Windows Password Blanker – Offline NT Password & Registry Editor
There are plenty of legitimate reasons to need to be able to get into a machine with a local account that has a password set that you don’t know. People either forget these passwords or if you inherit the machine, the login info isn’t transferred. With the “Offline NT Password & Registry Editor,” you can simply make a bootable CD, run it and walk through its instructions to choose an account and set the password to something you know or to blank it out (no password). I’ve had the best luck with blanking the password.
This is another reason to make sure the boot device priorities in your BIOS are set properly along with a BIOS setup password. You’ll also want to physically secure the machine so that somebody can’t get to the motherboard and either flip a CMOS switch, or set a ‘password reset’ jumper.
This is not a subtle way of getting into somebody’s machine unauthorized because the password is changed and they will find this out the next time they try to log in with that account. Recommended for legitimate causes only.
One tip: The password can not be set on a machine with its Safe Mode flag enabled, so be sure to shut down normally. If you’re still getting a message about being unable to write the settings, boot up into Windows and shut down normally again.

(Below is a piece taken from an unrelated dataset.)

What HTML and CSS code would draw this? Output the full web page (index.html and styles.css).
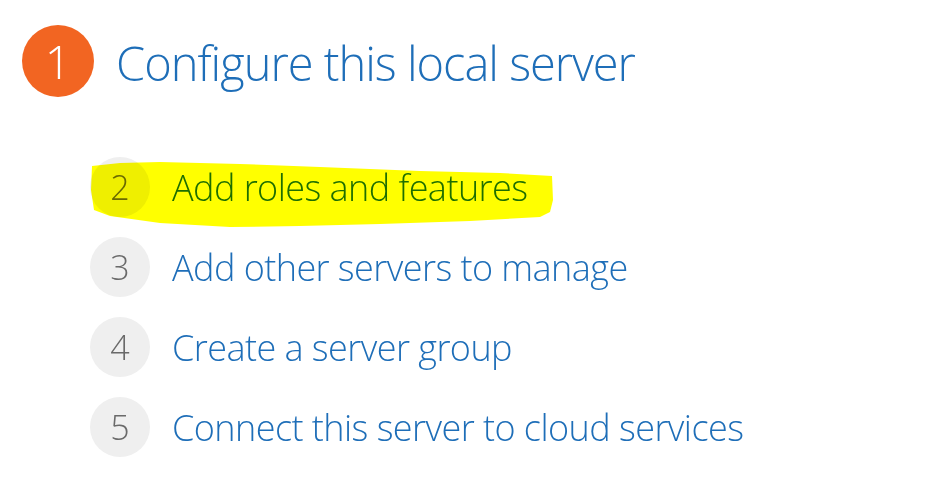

OphCrack – LiveCD to break passwords
Booting off of the LiveCD provided by Ophcrack, one can take a look at the strength of their local passwords. Ophcrack can crack a scary amount of passwords that are 14 characters in length or less. With the cd alone, you can get a lot of passwords, but there’s also a way to connect the software to a library on an external hard drive and let the cracking go wild.
This is a much more subtle approach and another good reminder why the BIOS boot priority setting is important. OphCrack can also be a good indication of whether or not you might consider making your password stronger. If you have a hard time coming up with a strong password for your local account, you can always use this function under the command prompt:
net user [username] /random
This will set the password to a random string of alphanumerics with varying capitalization.
You might also try sites like: http://strongpasswordgenerator.com/
Windows XP Home Safe Mode – Default Administrator Account
If you’re having problems getting into your Windows XP Home machine, you can try booting into Safe Mode (Press F8 immediately before the Windows splash screen at boot up). There is an Administrator account with a blank password for default. If this is still the case, you can get into the Administrator account and change the passwords of the account you’ve forgotten. Or, you might not need to change passwords, as you’ll now have access to all local files if that contains the information you need.